New Jersey has not done too well during the mortgage crisis. Unemployment has been higher than the national average. Foreclosures have topped 150,000 since 2008 with a backup of probably another 100,000. The courts have been reluctant to find problems with issues like predatory lending, consumer fraud and the like. The NJ Home Ownership Security Act, a supposed strong consumer protection act, turned out to be a paper tiger because basically, it does not apply to 99.9999% of mortgages. The mediation program has run out of money. At the same time, NJ has the second highest foreclosure inventory in the country and NJ is one of only 4 states where foreclosures were up in the last year.

Amid all this less than sterling news, I came across something positive. Assemblyman Troy Singleton from Mount Laurel proposed a bill (A3915) to create the Mortgage Assistance Pilot Program to be run by the New Jersey Housing and Mortgage Finance Agency (HMFA). The purpose of the program is to allow homeowners who are in default of a mortgage owned by HMFA to lower the prinicpal owed on the mortgage if the property is underwater (more is owed than the property is worth).

The specifics: Principal could be reduced up to 30% and interest could be reset to current market rates. For example, you owe $500,000 at 8% on a property worth $300,000. Under this bill , the principal could be reduced to $300,000 and interest (30 years fixed fully amortized) could come down to the low to mid 3’s. That could be a huge savings.

In return, the homeowner is required to retain ownership the property for 5 years, and upon sale, must share any appreciation with HMFA to the extent of the reduction (If the mortgage principal is reduced by 30%, HMFA gets 30% of the appreciation upon sale.) If the owner sells before the 5 year holding period, another 5% is tacked on HMFA’s share.

Back in 2009, I routinely included equity sharing as part of any settlement proposal that I made to a lender/servicer. It was routinely rejected. Now, it appears that the environment may be ready for such a concept. Besides the usual problems involved in turning a bill into law, my chief concern with A3915 is the scope of the legislation. Since the program only applies to mortgages owned by HMFA, how many homeowners will be able to get relief. If HMFA is going to go out and buy New Jersey mortgages to supplement its inventory, where is the money coming from? My concern is that A3915 will become another NJ HOSA- great on paper but of limited utility. Notwithstanding I commend Assemblyman Singleton for attempting to address a big problem here in NJ.

Foreclosure Settlement- Yeah Right

Posted by kevin on February 14, 2012 under Foreclosure Blog | Comments are off for this article

Last week, with incredible fanfare, the media and the Administration announced a $25 Billion settlement between and among the Federal government, all states except OK, and major banks (Ally, BOA, WF, JP Morgan-Chase, Citi). Clients have been calling or emailing me all week from north in Bergen and Passaic Counties to south (at least for me) in Monmouth and Ocean counties. Is it a good deal? Can they get a reduction in principal to bring the amount due down to what the property is worth? Will the bank/servicers finally deal straight?

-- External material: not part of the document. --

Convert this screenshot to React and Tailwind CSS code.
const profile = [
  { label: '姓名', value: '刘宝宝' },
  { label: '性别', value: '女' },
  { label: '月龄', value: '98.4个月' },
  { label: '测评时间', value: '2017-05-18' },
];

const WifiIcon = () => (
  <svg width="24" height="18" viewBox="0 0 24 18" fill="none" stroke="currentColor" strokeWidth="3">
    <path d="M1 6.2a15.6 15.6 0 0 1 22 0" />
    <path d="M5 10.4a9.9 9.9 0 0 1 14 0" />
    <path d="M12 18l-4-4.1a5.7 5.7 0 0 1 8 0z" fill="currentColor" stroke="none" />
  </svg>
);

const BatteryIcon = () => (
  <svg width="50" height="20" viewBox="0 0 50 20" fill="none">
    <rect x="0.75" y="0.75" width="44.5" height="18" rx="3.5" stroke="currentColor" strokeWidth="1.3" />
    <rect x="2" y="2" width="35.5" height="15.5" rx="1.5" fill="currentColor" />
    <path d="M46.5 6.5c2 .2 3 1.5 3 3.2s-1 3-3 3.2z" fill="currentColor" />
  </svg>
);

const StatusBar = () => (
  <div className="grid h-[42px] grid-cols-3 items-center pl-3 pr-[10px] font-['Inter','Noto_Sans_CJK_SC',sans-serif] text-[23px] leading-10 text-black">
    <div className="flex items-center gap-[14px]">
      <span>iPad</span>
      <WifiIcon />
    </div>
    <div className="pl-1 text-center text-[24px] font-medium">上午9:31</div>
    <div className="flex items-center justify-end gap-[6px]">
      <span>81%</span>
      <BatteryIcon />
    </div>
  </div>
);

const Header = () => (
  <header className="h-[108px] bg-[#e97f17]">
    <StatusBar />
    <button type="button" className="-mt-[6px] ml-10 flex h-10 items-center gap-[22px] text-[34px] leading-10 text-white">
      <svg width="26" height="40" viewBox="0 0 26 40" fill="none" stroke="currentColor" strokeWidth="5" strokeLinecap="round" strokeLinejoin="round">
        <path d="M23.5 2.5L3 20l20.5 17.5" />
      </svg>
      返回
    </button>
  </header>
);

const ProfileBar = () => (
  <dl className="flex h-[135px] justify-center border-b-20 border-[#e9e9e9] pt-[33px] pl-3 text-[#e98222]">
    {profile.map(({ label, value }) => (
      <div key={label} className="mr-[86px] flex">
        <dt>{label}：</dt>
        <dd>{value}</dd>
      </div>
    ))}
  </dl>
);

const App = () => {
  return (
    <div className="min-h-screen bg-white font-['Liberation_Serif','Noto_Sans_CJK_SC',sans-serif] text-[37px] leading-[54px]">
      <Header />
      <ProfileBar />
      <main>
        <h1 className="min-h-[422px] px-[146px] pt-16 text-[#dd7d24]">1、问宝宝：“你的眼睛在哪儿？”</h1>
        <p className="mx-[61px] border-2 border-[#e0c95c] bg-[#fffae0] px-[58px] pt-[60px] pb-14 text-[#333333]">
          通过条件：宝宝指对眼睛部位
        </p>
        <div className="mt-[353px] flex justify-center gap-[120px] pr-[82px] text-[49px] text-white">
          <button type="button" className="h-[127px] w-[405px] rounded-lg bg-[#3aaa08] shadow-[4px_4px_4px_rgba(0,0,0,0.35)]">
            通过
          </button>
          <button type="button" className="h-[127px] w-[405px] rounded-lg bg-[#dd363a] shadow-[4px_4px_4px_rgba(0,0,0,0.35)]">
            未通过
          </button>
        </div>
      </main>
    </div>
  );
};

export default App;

Don’t hold your breath. First, the 25B translates to only 5B cash from the banks. 17B is earmarked for a reduction in amount due which will go to about 1,000,000 households that are underwater. Of course, the statistics show that there are over 11 million households underwater to the tune of about $700B. So, about 2.5% of the underwater households will be helped, and most of those households are current on their mortgages. 3B goes to homeowners who are underwater but current with the intended purpose that they will be able to re-finance when they get a reduction in principal. However, the reduction in principal is only about 20K per household. So, who really is going to be helped?

If you have been foreclosed on, then you can get a cash payment of up to $2000. In Northern New Jersey, that will pay for about one month rent or maybe your moving expenses.

Who is going to enforce this deal? Joe Smith, the banking commissioner of North Carolina, is in charge. But, we do not know what staff he has and what type of enforcement powers he has.

Finally, and similar to Obamacare, the deal has been announced and praised but no one has seen the final draft of the agreement. Why? Because my understanding is that it has yet to be finalized and drafted. Once you see the final written copy, you and I will be in a better position to see what’s what. I am afraid, however, that what we are going to find is another deal that is good for the banks and bad for the consumer.